> **GIVEN REQUEST**: In your copy, include every line of the listing below exactly but none of the pictures.
## Start DATASET ENTRIES
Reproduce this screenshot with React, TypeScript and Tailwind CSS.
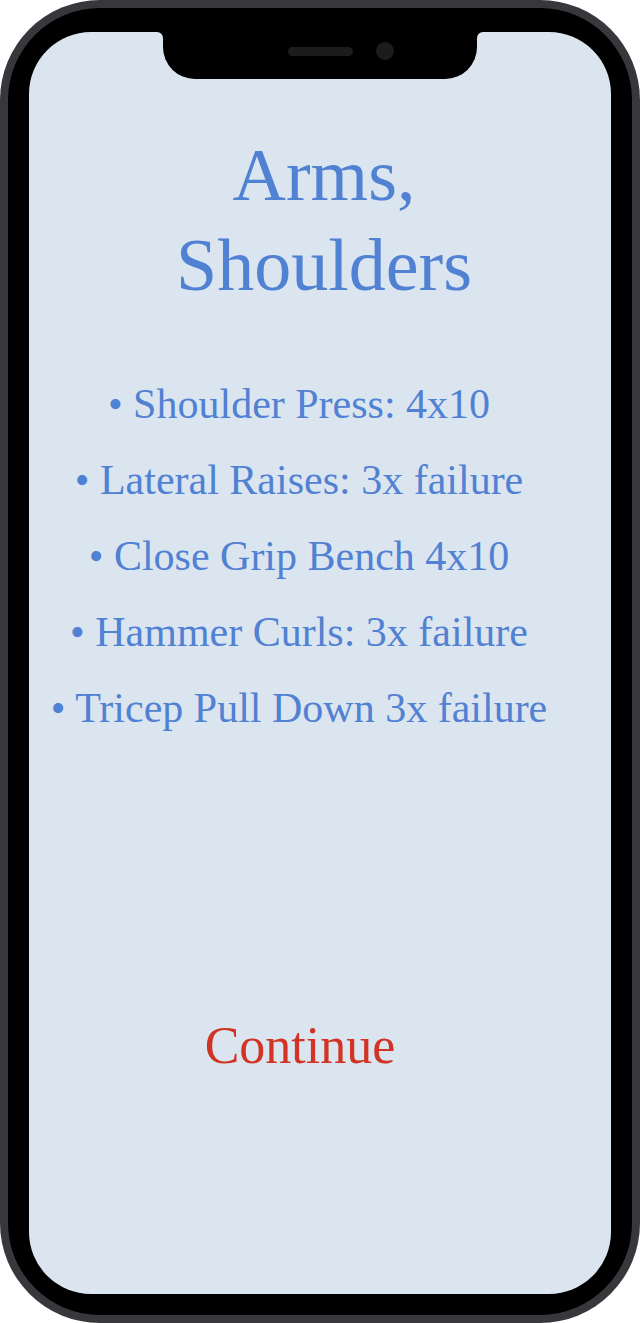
const exercises = [
  'Shoulder Press: 4x10',
  'Lateral Raises: 3x failure',
  'Close Grip Bench 4x10',
  'Hammer Curls: 3x failure',
  'Tricep Pull Down 3x failure',
];

function Notch() {
  return (
    <div className="absolute left-[134px] top-0 w-[314px] h-[47px] bg-black rounded-b-[32px] flex items-start pl-[125px] pt-[10px] gap-[23px]">
      {/* little fillets where the notch meets the screen edge */}
      <div className="absolute -left-[6px] top-0 w-[6px] h-[6px] bg-black">
        <div className="w-full h-full bg-[#dbe5f0] rounded-tr-[6px]" />
      </div>
      <div className="absolute -right-[6px] top-0 w-[6px] h-[6px] bg-black">
        <div className="w-full h-full bg-[#dbe5f0] rounded-tl-[6px]" />
      </div>
      <div className="mt-[5px] w-[65px] h-[9px] rounded-full bg-[#1c1c1c]" />
      <div className="w-[18px] h-[18px] rounded-full bg-[#1c1c1c]" />
    </div>
  );
}

export default function App() {
  return (
    <div className="w-[640px] h-[1323px] bg-white">
      <div className="w-full h-full bg-[#38373c] rounded-[100px] p-[8px]">
        <div className="w-full h-full bg-black rounded-[92px] pt-[24px] px-[21px] pb-[21px]">
          <div
            className="relative w-full h-full bg-[#dbe5f0] rounded-[62px] overflow-hidden flex flex-col"
            style={{ fontFamily: '"Liberation Serif", "Times New Roman", serif' }}
          >
            <Notch />
            <h1 className="mt-[98px] mx-auto w-[420px] pl-[8px] text-center text-[74px] leading-[90px] font-normal text-[#5181d2]">
              Arms, Shoulders
            </h1>
            <ul className="mt-[56px] flex flex-col pr-[42px] text-center text-[42px] leading-[76px] text-[#5181d2]">
              {exercises.map((e) => (
                <li key={e}>• {e}</li>
              ))}
            </ul>
            <button className="mt-[270px] pr-[40px] text-center text-[52px] leading-[60px] text-[#d13324]">
              Continue
            </button>
          </div>
        </div>
      </div>
    </div>
  );
}
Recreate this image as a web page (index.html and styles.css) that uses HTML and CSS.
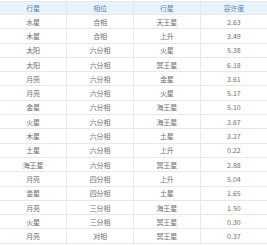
## End DATASET ENTRIES
> **TASK ANSWER**:
Reproduce this screenshot with React, TypeScript and Tailwind CSS.
const exercises = [
  'Shoulder Press: 4x10',
  'Lateral Raises: 3x failure',
  'Close Grip Bench 4x10',
  'Hammer Curls: 3x failure',
  'Tricep Pull Down 3x failure',
];

function Notch() {
  return (
    <div className="absolute left-[134px] top-0 w-[314px] h-[47px] bg-black rounded-b-[32px] flex items-start pl-[125px] pt-[10px] gap-[23px]">
      {/* little fillets where the notch meets the screen edge */}
      <div className="absolute -left-[6px] top-0 w-[6px] h-[6px] bg-black">
        <div className="w-full h-full bg-[#dbe5f0] rounded-tr-[6px]" />
      </div>
      <div className="absolute -right-[6px] top-0 w-[6px] h-[6px] bg-black">
        <div className="w-full h-full bg-[#dbe5f0] rounded-tl-[6px]" />
      </div>
      <div className="mt-[5px] w-[65px] h-[9px] rounded-full bg-[#1c1c1c]" />
      <div className="w-[18px] h-[18px] rounded-full bg-[#1c1c1c]" />
    </div>
  );
}

export default function App() {
  return (
    <div className="w-[640px] h-[1323px] bg-white">
      <div className="w-full h-full bg-[#38373c] rounded-[100px] p-[8px]">
        <div className="w-full h-full bg-black rounded-[92px] pt-[24px] px-[21px] pb-[21px]">
          <div
            className="relative w-full h-full bg-[#dbe5f0] rounded-[62px] overflow-hidden flex flex-col"
            style={{ fontFamily: '"Liberation Serif", "Times New Roman", serif' }}
          >
            <Notch />
            <h1 className="mt-[98px] mx-auto w-[420px] pl-[8px] text-center text-[74px] leading-[90px] font-normal text-[#5181d2]">
              Arms, Shoulders
            </h1>
            <ul className="mt-[56px] flex flex-col pr-[42px] text-center text-[42px] leading-[76px] text-[#5181d2]">
              {exercises.map((e) => (
                <li key={e}>• {e}</li>
              ))}
            </ul>
            <button className="mt-[270px] pr-[40px] text-center text-[52px] leading-[60px] text-[#d13324]">
              Continue
            </button>
          </div>
        </div>
      </div>
    </div>
  );
}
Recreate this image as a web page (index.html and styles.css) that uses HTML and CSS.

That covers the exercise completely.